SUPPLIED DATA |

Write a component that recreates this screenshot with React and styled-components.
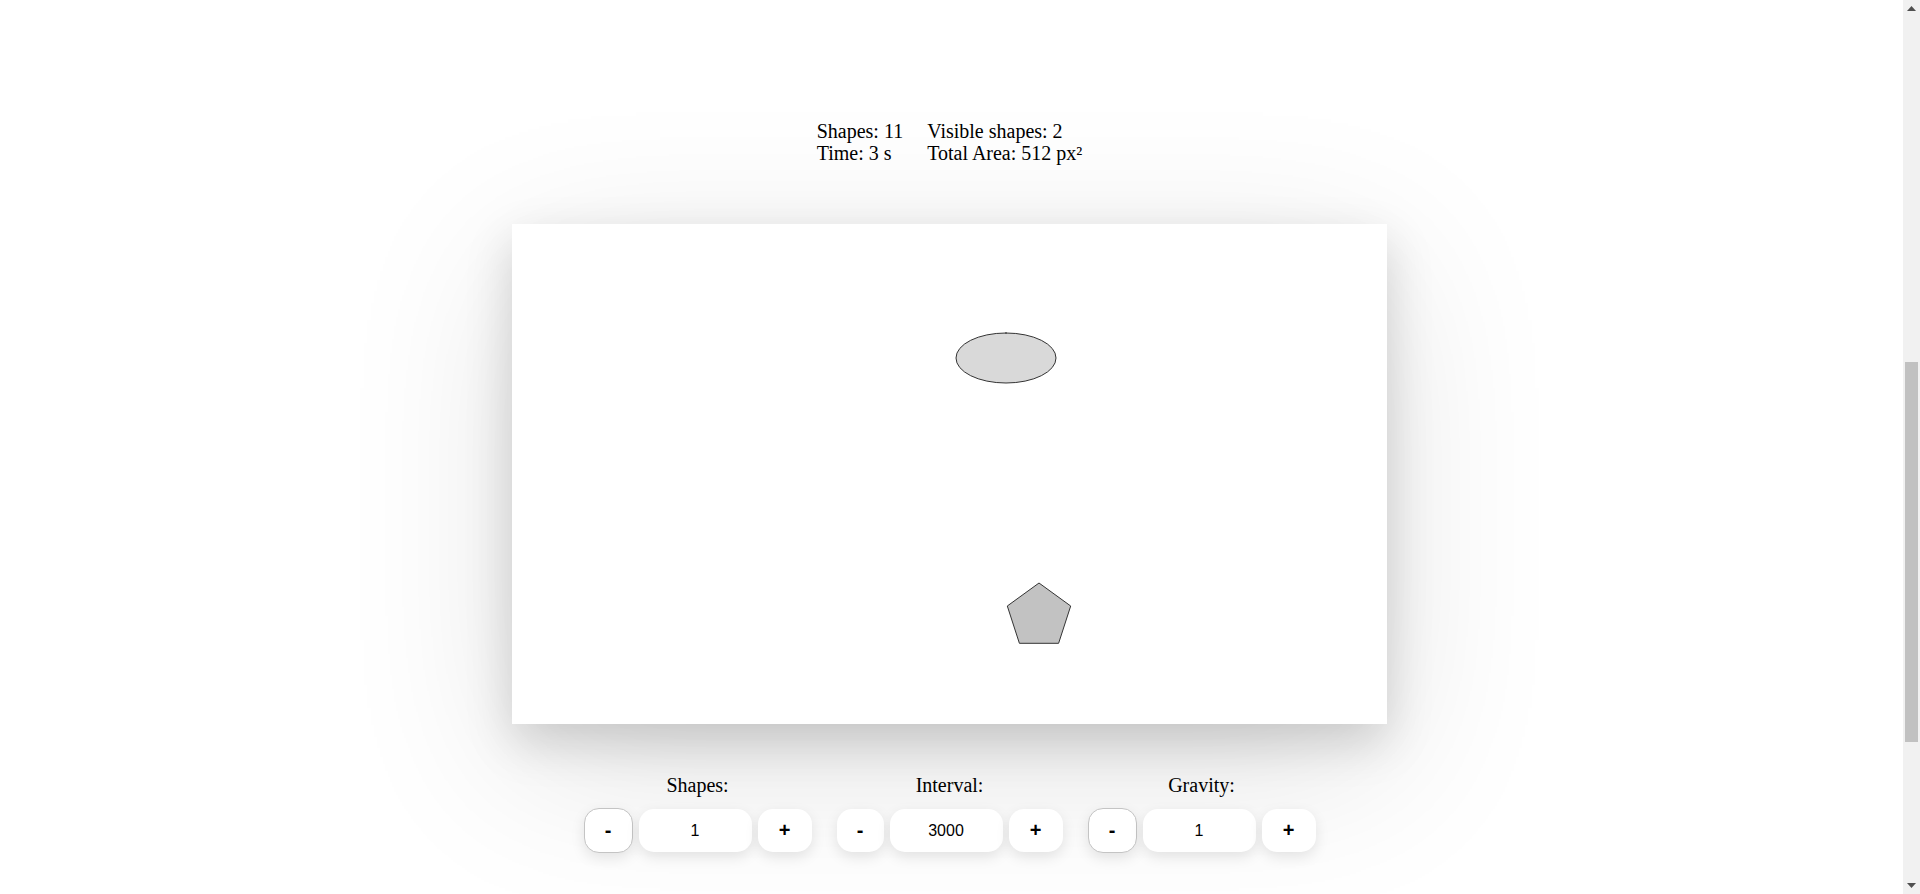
import React from "react";
import styled, { createGlobalStyle } from "styled-components";

const GlobalStyle = createGlobalStyle`
    body {
        margin: 0;
        background: #ffffff;
        font-family: "Liberation Serif", "Times New Roman", serif;
        color: #000000;
        overflow: hidden;
    }
`

const Janela = styled.div`
    display: flex;
    height: 100vh;
`

const Pagina = styled.main`
    flex: 1;
    display: flex;
    flex-direction: column;
    align-items: center;
    padding: 120px 4px 0 0;
`

const Estatisticas = styled.div`
    display: grid;
    grid-template-columns: auto auto;
    column-gap: 24px;
    font-size: 20px;
    line-height: 22px;
`

const Tela = styled.div`
    width: 875px;
    height: 500px;
    margin-top: 60px;
    background: #ffffff;
    box-shadow: 0 18px 45px rgba(0, 0, 0, 0.16), 0 40px 160px rgba(0, 0, 0, 0.12);

    svg {
        display: block;
    }
`

const Controles = styled.div`
    display: flex;
    gap: 25px;
    margin-top: 49px;
`

const Grupo = styled.div`
    display: flex;
    flex-direction: column;
    align-items: center;
    gap: 11px;
`

const Rotulo = styled.span`
    font-size: 20px;
    line-height: 24px;
`

const Linha = styled.div`
    display: flex;
    align-items: center;
    gap: 6px;
    height: 45px;
`

const Botao = styled.button`
    width: ${(props) => (props.$largo ? "54px" : "47px")};
    height: 43px;
    padding: 0;
    border: none;
    border-radius: 15px;
    background: #ffffff;
    font-family: "Liberation Sans", Arial, sans-serif;
    font-size: 20px;
    font-weight: bold;
    color: #000000;
    box-shadow: 0 5px 14px rgba(0, 0, 0, 0.1);

    ${(props) => props.$contorno && `
        width: 49px;
        height: 45px;
        border: 1px solid #c4c4c4;
    `}
`

const Campo = styled.input`
    width: 113px;
    height: 43px;
    box-sizing: border-box;
    padding: 0;
    border: none;
    border-radius: 15px;
    background: #ffffff;
    text-align: center;
    font-family: "Liberation Sans", Arial, sans-serif;
    font-size: 16px;
    color: #000000;
    box-shadow: 0 5px 14px rgba(0, 0, 0, 0.1);
    outline: none;
`

const Rolagem = styled.aside`
    width: 17px;
    display: flex;
    flex-direction: column;
    background: #f1f1f1;
`

const Seta = styled.div`
    height: 17px;
    display: flex;
    align-items: center;
    justify-content: center;
`

const Trilho = styled.div`
    flex: 1;
    padding: 345px 2px 0 2px;
`

const Polegar = styled.div`
    height: 380px;
    background: #c1c1c1;
`

const controles = [
    { nome: "Shapes:", valor: "1", contorno: true },
    { nome: "Interval:", valor: "3000", contorno: false },
    { nome: "Gravity:", valor: "1", contorno: true },
]

function Formas() {
    return (
        <svg width="875" height="500" viewBox="0 0 875 500">
            <ellipse cx="494" cy="134" rx="50" ry="25" fill="#d9d9d9" stroke="#333" strokeWidth="1" />
            <line x1="494" y1="108" x2="494" y2="110" stroke="#333" strokeWidth="1" />
            <polygon
                points="527,359 558.7,382 546.6,419.3 507.4,419.3 495.3,382"
                fill="#c2c2c2"
                stroke="#333"
                strokeWidth="1"
            />
        </svg>
    )
}

function App() {
    return (
        <>
            <GlobalStyle />
            <Janela>
                <Pagina>
                    <Estatisticas>
                        <span>Shapes: 11</span>
                        <span>Visible shapes: 2</span>
                        <span>Time: 3 s</span>
                        <span>Total Area: 512 px²</span>
                    </Estatisticas>

                    <Tela>
                        <Formas />
                    </Tela>

                    <Controles>
                        {controles.map((item) => (
                            <Grupo key={item.nome}>
                                <Rotulo>{item.nome}</Rotulo>
                                <Linha>
                                    <Botao $contorno={item.contorno}>-</Botao>
                                    <Campo type="text" defaultValue={item.valor} />
                                    <Botao $largo>+</Botao>
                                </Linha>
                            </Grupo>
                        ))}
                    </Controles>
                </Pagina>

                <Rolagem>
                    <Seta>
                        <svg width="9" height="5" viewBox="0 0 9 5">
                            <polygon points="0,5 4.5,0 9,5" fill="#505050" />
                        </svg>
                    </Seta>
                    <Trilho>
                        <Polegar />
                    </Trilho>
                    <Seta>
                        <svg width="9" height="5" viewBox="0 0 9 5">
                            <polygon points="0,0 9,0 4.5,5" fill="#505050" />
                        </svg>
                    </Seta>
                </Rolagem>
            </Janela>
        </>
    )
}

export default App;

SET EXERCISE | Every line of text is to be repeated exactly; pictures are left out.

TASK RESPONSE |
Write a component that recreates this screenshot with React and styled-components.
import React from "react";
import styled, { createGlobalStyle } from "styled-components";

const GlobalStyle = createGlobalStyle`
    body {
        margin: 0;
        background: #ffffff;
        font-family: "Liberation Serif", "Times New Roman", serif;
        color: #000000;
        overflow: hidden;
    }
`

const Janela = styled.div`
    display: flex;
    height: 100vh;
`

const Pagina = styled.main`
    flex: 1;
    display: flex;
    flex-direction: column;
    align-items: center;
    padding: 120px 4px 0 0;
`

const Estatisticas = styled.div`
    display: grid;
    grid-template-columns: auto auto;
    column-gap: 24px;
    font-size: 20px;
    line-height: 22px;
`

const Tela = styled.div`
    width: 875px;
    height: 500px;
    margin-top: 60px;
    background: #ffffff;
    box-shadow: 0 18px 45px rgba(0, 0, 0, 0.16), 0 40px 160px rgba(0, 0, 0, 0.12);

    svg {
        display: block;
    }
`

const Controles = styled.div`
    display: flex;
    gap: 25px;
    margin-top: 49px;
`

const Grupo = styled.div`
    display: flex;
    flex-direction: column;
    align-items: center;
    gap: 11px;
`

const Rotulo = styled.span`
    font-size: 20px;
    line-height: 24px;
`

const Linha = styled.div`
    display: flex;
    align-items: center;
    gap: 6px;
    height: 45px;
`

const Botao = styled.button`
    width: ${(props) => (props.$largo ? "54px" : "47px")};
    height: 43px;
    padding: 0;
    border: none;
    border-radius: 15px;
    background: #ffffff;
    font-family: "Liberation Sans", Arial, sans-serif;
    font-size: 20px;
    font-weight: bold;
    color: #000000;
    box-shadow: 0 5px 14px rgba(0, 0, 0, 0.1);

    ${(props) => props.$contorno && `
        width: 49px;
        height: 45px;
        border: 1px solid #c4c4c4;
    `}
`

const Campo = styled.input`
    width: 113px;
    height: 43px;
    box-sizing: border-box;
    padding: 0;
    border: none;
    border-radius: 15px;
    background: #ffffff;
    text-align: center;
    font-family: "Liberation Sans", Arial, sans-serif;
    font-size: 16px;
    color: #000000;
    box-shadow: 0 5px 14px rgba(0, 0, 0, 0.1);
    outline: none;
`

const Rolagem = styled.aside`
    width: 17px;
    display: flex;
    flex-direction: column;
    background: #f1f1f1;
`

const Seta = styled.div`
    height: 17px;
    display: flex;
    align-items: center;
    justify-content: center;
`

const Trilho = styled.div`
    flex: 1;
    padding: 345px 2px 0 2px;
`

const Polegar = styled.div`
    height: 380px;
    background: #c1c1c1;
`

const controles = [
    { nome: "Shapes:", valor: "1", contorno: true },
    { nome: "Interval:", valor: "3000", contorno: false },
    { nome: "Gravity:", valor: "1", contorno: true },
]

function Formas() {
    return (
        <svg width="875" height="500" viewBox="0 0 875 500">
            <ellipse cx="494" cy="134" rx="50" ry="25" fill="#d9d9d9" stroke="#333" strokeWidth="1" />
            <line x1="494" y1="108" x2="494" y2="110" stroke="#333" strokeWidth="1" />
            <polygon
                points="527,359 558.7,382 546.6,419.3 507.4,419.3 495.3,382"
                fill="#c2c2c2"
                stroke="#333"
                strokeWidth="1"
            />
        </svg>
    )
}

function App() {
    return (
        <>
            <GlobalStyle />
            <Janela>
                <Pagina>
                    <Estatisticas>
                        <span>Shapes: 11</span>
                        <span>Visible shapes: 2</span>
                        <span>Time: 3 s</span>
                        <span>Total Area: 512 px²</span>
                    </Estatisticas>

                    <Tela>
                        <Formas />
                    </Tela>

                    <Controles>
                        {controles.map((item) => (
                            <Grupo key={item.nome}>
                                <Rotulo>{item.nome}</Rotulo>
                                <Linha>
                                    <Botao $contorno={item.contorno}>-</Botao>
                                    <Campo type="text" defaultValue={item.valor} />
                                    <Botao $largo>+</Botao>
                                </Linha>
                            </Grupo>
                        ))}
                    </Controles>
                </Pagina>

                <Rolagem>
                    <Seta>
                        <svg width="9" height="5" viewBox="0 0 9 5">
                            <polygon points="0,5 4.5,0 9,5" fill="#505050" />
                        </svg>
                    </Seta>
                    <Trilho>
                        <Polegar />
                    </Trilho>
                    <Seta>
                        <svg width="9" height="5" viewBox="0 0 9 5">
                            <polygon points="0,0 9,0 4.5,5" fill="#505050" />
                        </svg>
                    </Seta>
                </Rolagem>
            </Janela>
        </>
    )
}

export default App;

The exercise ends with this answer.